During a recession you may lose your job or have to take a cut in income. That's what the emergency fund is for. If you have collateralized loans, like a mortgage or car loan, and you default, you can lose the collateral and everything you put into it. That's a 100% loss. If you have mutual funds, they will recover, and you will only suffer long term losses if you are forced to sell while the market is in a hole. You have to assess the risk based on your personal situation. Once your assets exceed your liabilities regardless of economic conditions, you can do whatever rings your chimes. Is your mortgage payment higher than rent in your area? Are rents increasing rapidly? You need to assess if abandoning the house and your down payment is a disaster or smart move.

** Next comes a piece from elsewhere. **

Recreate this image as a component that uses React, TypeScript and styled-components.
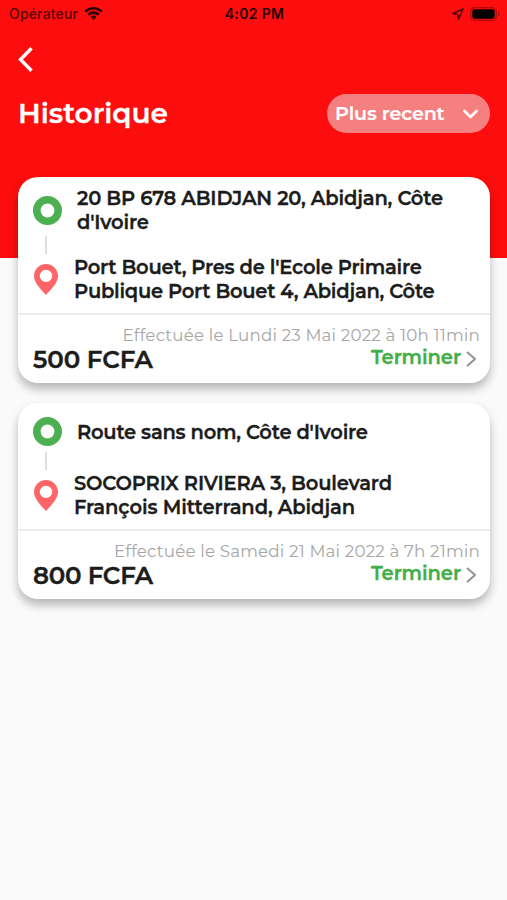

If you invest in stocks, realize that the market is high and will probably go down. If you are investing in an IRA or 401k, realize that taxes will eventually go up, so a Roth may be a better long term choice. How old are you? If you have a 30 year investment horizon, a value stock DRIP can really build. If you bought Microsoft at its IPO and put the same amount of money into Standard Oil on the same day, reinvesting all dividends, the Standard Oil stock would be worth substantially more.

There is no such thing as no risk. Life is risky. You have to evaluate your situation. Is your job shaky? Get out of debt and stay out of debt. Is your job secure? Thanks to inflation, 20 years from now your 3.x% mortgage will look like cheap living. Inflation is currently running about 4.5%, and in many areas housing costs are running 5% or 6%. If you just make mortgage payments and put excess cash into a shopping cart of investments you can end up doing very well.

The worst thing to do is nothing. Evaluate your situation and pick a strategy, then stick with it and don't panic. The people who got hurt in the last recession were the ones who decided they were upside down on their mortgage and just walked away, or who saw the market in free fall and bailed instead of riding it through.